'Need strong forensics to tackle Naxalism'

Learning from recent acquittals of some alleged Naxals in various cases due to dearth of sufficient data, the police have now decided to strengthen forensic evidence collection procedures at crime scenes in Maoist-infested areas.

Recently, Inspector General of Police (IGP) Anup Kumar Singh, who heads the state anti-Naxal operation (ANO) cell in Nagpur, acknowledged that forensic evidence could be of tremendous use in investigation of cases pertaining to Naxalism.

Representation pic

He also issued guidelines in which he categorically emphasised on the use of forensic evidence.

“It has been observed that during the investigation of offences related to Naxalism, there is very little use of forensic evidence,” he had stated, adding, “Most of the evidence is oral in nature. As a result, majority of these offences end up in acquittal of the accused.”

“The officials feel a need to strengthen the forensic evidence collection procedure following some acquittals in Naxal attack cases recently,” said a police officer from the ANO cell in Nagpur. “In the last week of April, a court in Chhattisgarh’s Dantewada district acquitted a tribal schoolteacher Soni Sori and 13 others in a case related to Naxal attack on a local Congress leader in 2010. The court let them off due to lack of sufficient evidence,” he added.

Meanwhile, Suvez Haque superintendent of police, Gadchiroli district, which is reeling under Naxal onslaught, claimed that the main reason for acquittals of Naxal operatives in several cases is witnesses turning hostile. “If there is ample forensic evidence, then chances of an accused’s exoneration diminish,” he said.
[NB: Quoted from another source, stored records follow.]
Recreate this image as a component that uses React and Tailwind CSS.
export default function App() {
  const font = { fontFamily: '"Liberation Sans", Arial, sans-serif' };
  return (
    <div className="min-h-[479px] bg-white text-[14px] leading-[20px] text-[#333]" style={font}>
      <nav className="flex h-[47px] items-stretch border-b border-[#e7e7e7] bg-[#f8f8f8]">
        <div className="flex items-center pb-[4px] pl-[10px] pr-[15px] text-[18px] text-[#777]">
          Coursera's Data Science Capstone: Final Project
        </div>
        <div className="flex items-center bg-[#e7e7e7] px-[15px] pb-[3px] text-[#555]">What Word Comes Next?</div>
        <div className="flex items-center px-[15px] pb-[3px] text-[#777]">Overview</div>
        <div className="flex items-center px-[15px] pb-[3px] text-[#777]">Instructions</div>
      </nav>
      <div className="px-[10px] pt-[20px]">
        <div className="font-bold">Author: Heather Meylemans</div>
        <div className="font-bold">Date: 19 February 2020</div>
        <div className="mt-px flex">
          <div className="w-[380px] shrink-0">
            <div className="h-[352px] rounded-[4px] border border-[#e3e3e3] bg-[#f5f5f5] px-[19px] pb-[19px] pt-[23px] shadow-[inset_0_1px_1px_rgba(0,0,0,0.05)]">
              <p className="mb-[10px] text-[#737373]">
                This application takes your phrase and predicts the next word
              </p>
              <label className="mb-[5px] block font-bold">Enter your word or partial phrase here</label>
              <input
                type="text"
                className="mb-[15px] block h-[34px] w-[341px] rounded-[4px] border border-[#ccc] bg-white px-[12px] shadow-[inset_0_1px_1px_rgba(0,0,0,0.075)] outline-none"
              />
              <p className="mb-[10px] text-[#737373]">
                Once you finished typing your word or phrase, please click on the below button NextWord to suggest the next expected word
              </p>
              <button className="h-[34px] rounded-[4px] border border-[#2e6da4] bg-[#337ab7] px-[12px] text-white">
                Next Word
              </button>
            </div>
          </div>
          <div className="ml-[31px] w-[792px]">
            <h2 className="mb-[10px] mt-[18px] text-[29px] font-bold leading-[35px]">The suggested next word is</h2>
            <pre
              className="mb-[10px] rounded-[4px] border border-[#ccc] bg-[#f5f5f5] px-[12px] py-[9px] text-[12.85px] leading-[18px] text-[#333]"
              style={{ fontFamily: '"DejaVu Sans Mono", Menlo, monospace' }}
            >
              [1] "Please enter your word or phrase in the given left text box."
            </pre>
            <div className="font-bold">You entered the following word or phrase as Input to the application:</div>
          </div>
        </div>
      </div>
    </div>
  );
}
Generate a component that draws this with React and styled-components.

In most cases, the operations take place in dense forests where there are no witnesses. If cops get one person as witness, he or she often turns hostile during the trial.

Picking up the signs

Evidence from posters
Handwritten posters, printed posters, cloth banners or graffiti on walls containing messages from the Naxals are a common feature in the stronghold of Naxals.

>>  In all such posters, the common denominators are the person making the poster, paper or cloth used, and the instrument of writing, like a sketch pen or a locally-made brush, ink or paint. While searching the house of a suspect, cops can look for paper, cloth, pen, paint, brush, ink, glue and other stationery material similar to the one used in the poster found. The cops can then compare the paper or cloth found in the search with the poster found at the scene.
>> Handwriting of the suspect should be compared with the scrawl on the posters.
>> During the search, if a brush is recovered, then its pattern or the signature can be matched with one on the posters.
>> Local brushes are made from local plants or reed. The brush can be matched with the local vegetation and linked botanically.
>> Ink used on the posters can be matched with the seized material 

Biological evidence
Can be retrieved from the camp, living area and common kitchens. Fingerprints can be lifted from used utensils, furniture and training equipment.
>>  DNA can be obtained from toothbrushes, bidi butts, plastic glass, gutka and combs.
>> Slippers, sandals and shoes of Naxals found on the scene can be used to obtain fingerprints, footprints or shoeprints.

From explosives:
>> The bomb ingredients should be categorised and analysed.
>> The ingredients — like containers, wrappings, fuse wires, adhesive tapes and circuits — can be the signatures of a particular group of Naxals.
>> Hands, clothes, pockets, fingernails, under rings and skin creases need to be checked thoroughly as residue of explosives can be found on the suspect’s body part.

Technical evidence
Call Details Report (CDR) analysis is useful for understanding the relationship between the caller and the receiver.
>> Tower location of phone calls in jungles is useful as the geographical location of both caller and receiver can be found out.
>> Audio-Visual, Polygraph and brain fingerprinting are other evidences that can be used.